In this paper, we present Sketch2Arti, the first sketch-based articulation modeling system for CAD objects. Our key observation is that designers naturally communicate articulation intent through lightweight sketches (e.g., arrows and strokes) that indicate how parts should move, yet translating such sketches into articulated 3D models remains largely manual. Sketch2Arti bridges this gap by enabling users to specify articulation through simple 2D sketches drawn from a chosen viewpoint. Given a CAD model and user sketches, our approach automatically discovers the corresponding movable parts and predicts their motion parameters, allowing iterative modeling of multiple articulations on complex objects with fine-grained control. Importantly, Sketch2Arti is trained in a category-agnostic manner without requiring object category information, leading to strong generalization to diverse objects beyond existing articulation datasets. Moreover, for shell models lacking interior structures, Sketch2Arti supports controllable internal completion guided by user sketches, generating plausible internal components consistent with the existing geometry and predicted motion constraints. Comprehensive experiments and user evaluations demonstrate the effectiveness, controllability, and generalization of Sketch2Arti.

Overview

Figure 5 overview figure.

Figure 5: Overview. (a) Given an input 3D shape and the user sketches, our method Sketch2Arti addresses the where and how challenges by (b) identifying movable parts (i.e., the two doors) and inferring their articulation parameters. (c) The predicted motion reveals missing internal structure (e.g., an empty drawer), which users can further specify via sketches. Sketch2Arti then tackles the what challenge by (d) generating the full drawer geometry while adhering to both the existing shape and the inferred articulation.

Method

Figure 6 articulation prediction pipeline.

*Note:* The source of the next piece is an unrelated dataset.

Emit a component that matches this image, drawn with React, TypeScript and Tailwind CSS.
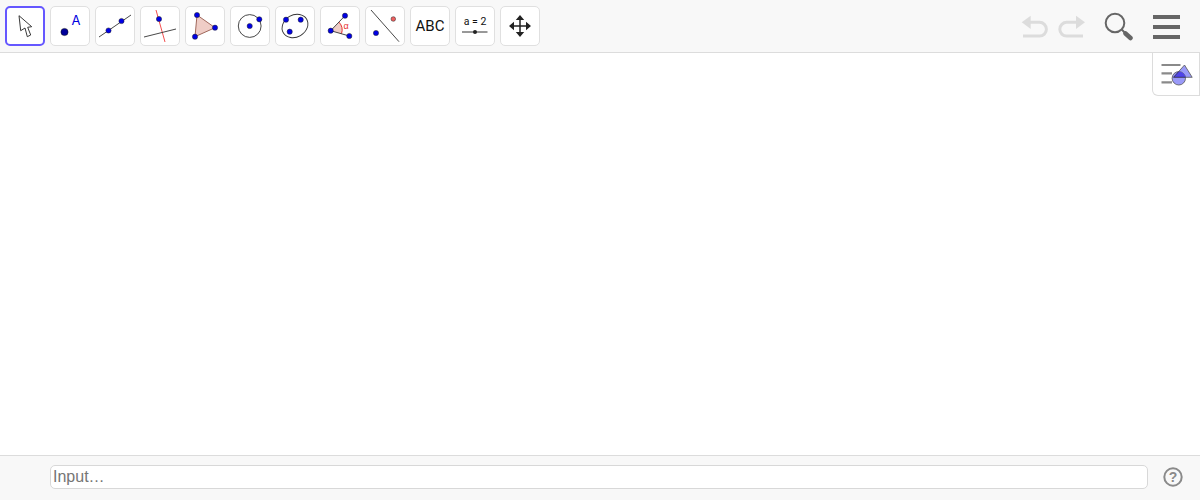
import React from "react";

const Pt = ({ x, y, r = 2.6, fill = "#0000e6" }: { x: number; y: number; r?: number; fill?: string }) => (
  <circle cx={x} cy={y} r={r} fill={fill} stroke="#222" strokeWidth={0.5} />
);

const Icon = ({ children }: { children: React.ReactNode }) => (
  <svg viewBox="0 0 40 40" className="w-10 h-10 block">
    {children}
  </svg>
);

const tools: React.ReactNode[] = [
  <Icon>
    <path d="M14 9.7 L15.7 24.7 L20 22 L22.3 30.7 L25.7 29 L22.7 21.3 L26.7 20.7 Z" fill="#fff" stroke="#222" strokeWidth={0.9} strokeLinejoin="round" />
  </Icon>,
  <Icon>
    <circle cx={14.5} cy={26} r={3.6} fill="#00009a" stroke="#111" strokeWidth={0.5} />
    <text x={26} y={19} textAnchor="middle" fontSize={13} fill="#0000e0" fontFamily="Inter, sans-serif">A</text>
  </Icon>,
  <Icon>
    <line x1={4} y1={31} x2={36} y2={9} stroke="#333" strokeWidth={0.9} />
    <Pt x={13.5} y={24.5} />
    <Pt x={26.5} y={15} />
  </Icon>,
  <Icon>
    <line x1={16} y1={4} x2={25} y2={36} stroke="#f03a3a" strokeWidth={0.9} />
    <line x1={4} y1={31} x2={36} y2={23} stroke="#333" strokeWidth={0.9} />
    <Pt x={19} y={13} />
  </Icon>,
  <Icon>
    <polygon points="12,9 30,21.7 10,30.7" fill="#efcdc6" stroke="#a0685c" strokeWidth={1} />
    <Pt x={12} y={9} />
    <Pt x={30} y={21.7} />
    <Pt x={10} y={30.7} />
  </Icon>,
  <Icon>
    <circle cx={19.7} cy={20} r={11.4} fill="none" stroke="#333" strokeWidth={0.9} />
    <Pt x={19.7} y={20} />
    <Pt x={29.3} y={13.3} />
  </Icon>,
  <Icon>
    <ellipse cx={20} cy={20} rx={13.5} ry={11} transform="rotate(-30 20 20)" fill="none" stroke="#333" strokeWidth={0.9} />
    <Pt x={11} y={13.7} />
    <Pt x={25.7} y={13.7} />
    <Pt x={14.7} y={25.7} />
  </Icon>,
  <Icon>
    <path d="M10.7 24.7 L19 16.2 A11.5 11.5 0 0 1 21.5 27.7 Z" fill="#efcdc6" />
    <path d="M19 16.2 A11.5 11.5 0 0 1 21.5 27.7" fill="none" stroke="#e83030" strokeWidth={1} />
    <line x1={10.7} y1={24.7} x2={25} y2={9.7} stroke="#333" strokeWidth={0.9} />
    <line x1={10.7} y1={24.7} x2={29.3} y2={30} stroke="#333" strokeWidth={0.9} />
    <Pt x={10.7} y={24.7} />
    <Pt x={25} y={9.7} />
    <Pt x={29.3} y={30} />
    <text x={26} y={23} textAnchor="middle" fontSize={9} fill="#e83030" fontFamily="Liberation Sans, sans-serif">α</text>
  </Icon>,
  <Icon>
    <line x1={6} y1={4} x2={34} y2={35.7} stroke="#333" strokeWidth={0.9} />
    <Pt x={11} y={27} />
    <Pt x={28.3} y={13} r={2.3} fill="#f06060" />
  </Icon>,
  <span className="text-[15px] text-[#111] font-['Roboto',sans-serif]">ABC</span>,
  <Icon>
    <text x={20} y={18.5} textAnchor="middle" fontSize={10.5} fill="#111" fontFamily="Roboto, sans-serif">a = 2</text>
    <line x1={7} y1={26} x2={32.5} y2={26} stroke="#333" strokeWidth={1} />
    <circle cx={20} cy={26} r={2} fill="#222" />
  </Icon>,
  <Icon>
    <path d="M20 12 V28 M12 20 H28" stroke="#222" strokeWidth={1.5} />
    <path d="M20 9 L24.2 14 H15.8 Z M20 31 L24.2 26 H15.8 Z M9 20 L14 15.8 V24.2 Z M31 20 L26 15.8 V24.2 Z" fill="#222" />
  </Icon>,
];

export default function App() {
  return (
    <div className="w-[1200px] h-[500px] flex flex-col bg-white overflow-hidden font-['Liberation_Sans',sans-serif]">
      <div className="h-[53px] shrink-0 flex items-start bg-[#f8f8f8] border-b border-[#dcdcdc] pt-[6px] pl-[5px]">
        <div className="flex gap-[5px]">
          {tools.map((t, i) => (
            <div
              key={i}
              className={
                i === 0
                  ? "w-10 h-10 rounded-[5px] bg-white flex items-center justify-center border-2 border-[#6557ff] [&>svg]:shrink-0"
                  : "w-10 h-10 rounded-[5px] bg-white flex items-center justify-center border border-[#e0e0e0] [&>svg]:shrink-0"
              }
            >
              {t}
            </div>
          ))}
        </div>
        <div className="ml-auto flex items-start">
          <svg viewBox="0 0 28 24" className="w-7 h-6 mt-[9px] mr-[9px]">
            <path d="M9 7.3 H19.5 A6.9 6.9 0 0 1 19.5 21.1 H3" fill="none" stroke="#dcdcdc" strokeWidth={3} />
            <path d="M1.7 7.3 L10.7 0.7 V14 Z" fill="#dcdcdc" />
          </svg>
          <svg viewBox="0 0 28 24" className="w-7 h-6 mt-[9px] mr-[19px]">
            <path d="M20 7.3 H9.7 A6.9 6.9 0 0 0 9.7 21.1 H26" fill="none" stroke="#dcdcdc" strokeWidth={3} />
            <path d="M28 7.3 L19 0.7 V14 Z" fill="#dcdcdc" />
          </svg>
          <svg viewBox="0 0 30 30" className="w-[30px] h-[30px] mt-[5px] mr-[19px]">
            <circle cx={11} cy={12} r={9.3} fill="none" stroke="#666" strokeWidth={2} />
            <path d="M17.7 18.3 L21 22" stroke="#666" strokeWidth={2} />
            <path d="M21.5 22.5 L26.5 27" stroke="#666" strokeWidth={4.5} strokeLinecap="round" />
          </svg>
          <div className="w-[27px] mt-[9px] mr-[20px] flex flex-col gap-[6.5px]">
            <div className="h-[3.5px] bg-[#666]" />
            <div className="h-[3.5px] bg-[#666]" />
            <div className="h-[3.5px] bg-[#666]" />
          </div>
        </div>
      </div>

      <div className="flex-1 relative bg-white">
        <div className="absolute top-0 right-0 w-[48px] h-[43px] bg-white border-l border-r border-b border-[#dcdcdc] rounded-bl-[6px] flex items-center justify-center">
          <svg viewBox="0 0 34 26" className="w-[34px] h-[26px]">
            <defs>
              <clipPath id="sideCircle">
                <circle cx={19.8} cy={17.3} r={6.7} />
              </clipPath>
            </defs>
            <path d="M2.5 4 H21.5 M2.5 12.3 H13 M2.5 21.3 H13" stroke="#8a8a8a" strokeWidth={2.2} />
            <polygon points="25.5,4 33.2,16.3 14.5,16.3" fill="#9a9af8" stroke="#555" strokeWidth={0.8} />
            <circle cx={19.8} cy={17.3} r={6.7} fill="#9a9af8" stroke="#555" strokeWidth={0.8} />
            <polygon points="25.5,4 33.2,16.3 14.5,16.3" fill="#4f44e8" stroke="#222" strokeWidth={0.7} clipPath="url(#sideCircle)" />
          </svg>
        </div>
      </div>

      <div className="h-[45px] shrink-0 flex items-start bg-[#f8f8f8] border-t border-[#dcdcdc] pt-[9px] pl-[50px]">
        <div className="w-[1098px] h-[24px] bg-white border border-[#d8d8d8] rounded-[5px] flex items-center pl-[2px] text-[16px] leading-none text-[#757575]">
          Input…
        </div>
        <svg viewBox="0 0 20 20" className="w-5 h-5 ml-[15px] mt-[2px]">
          <circle cx={10} cy={10} r={8.7} fill="none" stroke="#8a8a8a" strokeWidth={2} />
          <text x={10} y={15} textAnchor="middle" fontSize={14} fontWeight={700} fill="#8a8a8a" fontFamily="Liberation Sans, sans-serif">?</text>
        </svg>
      </div>
    </div>
  );
}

Figure 6: Articulation prediction. Given a static 3D object, we apply category-agnostic articulation recognition on a localized region surrounding the sketch with the local context captured by the depth and normal maps. A trained U-Net module predicts the articulation parameters in 2D maps and 3D local camera coordinates, as well as motion type. The 2D part mask is then back-projected onto the object surface and used to filter through a hierarchy of segments produced by a foundation Partfield model, to select the best matching part at a level undetermined beforehand as the movable 3D component.

Figure 7 interior completion pipeline.

Figure 7: Interior shape completion. Our approach leverages 2D and 3D generative models to complete the interior structures exposed by articulated parts. Given a 3D object with recognized articulation part and parameters, the top branch applies a 2D generative model (e.g., Nano banana) to obtain a high-quality reference image, which is used to guide the 3D generative model (e.g., Trellis) to create the interior structure. Crucially for obtaining structure-preserving interiors, masks of loose and strict types are built to control the flow generative process of the 3D generative model and adjust the completed part interior, respectively. Finally, the completed part is refined for kinematic validity and turned into separate meshes that are readily usable as URDF models.

Dataset

Figure 8 dataset gallery. Figure 8 dataset statistics.

Figure 8: Dataset gallery and statistics. Left: Representative samples from SketchMobility. Note the presence of uncommon articulated objects (e.g., helicopters and motorbikes), which are rarely considered in existing articulation modeling benchmarks. Right: Category distribution of SketchMobility. We report major categories (>=1.5%) individually, while merging minor categories into Others (17.9%).

Results Gallery

Figure 10 results gallery.

Figure 10: Results gallery. We show representative articulation modeling sessions using Sketch2Arti. For each example, user sketches are overlaid on the rendered shape under the chosen viewpoint, and the inferred movable parts are color-coded. The black arrow indicates the iterative modeling order across views/parts.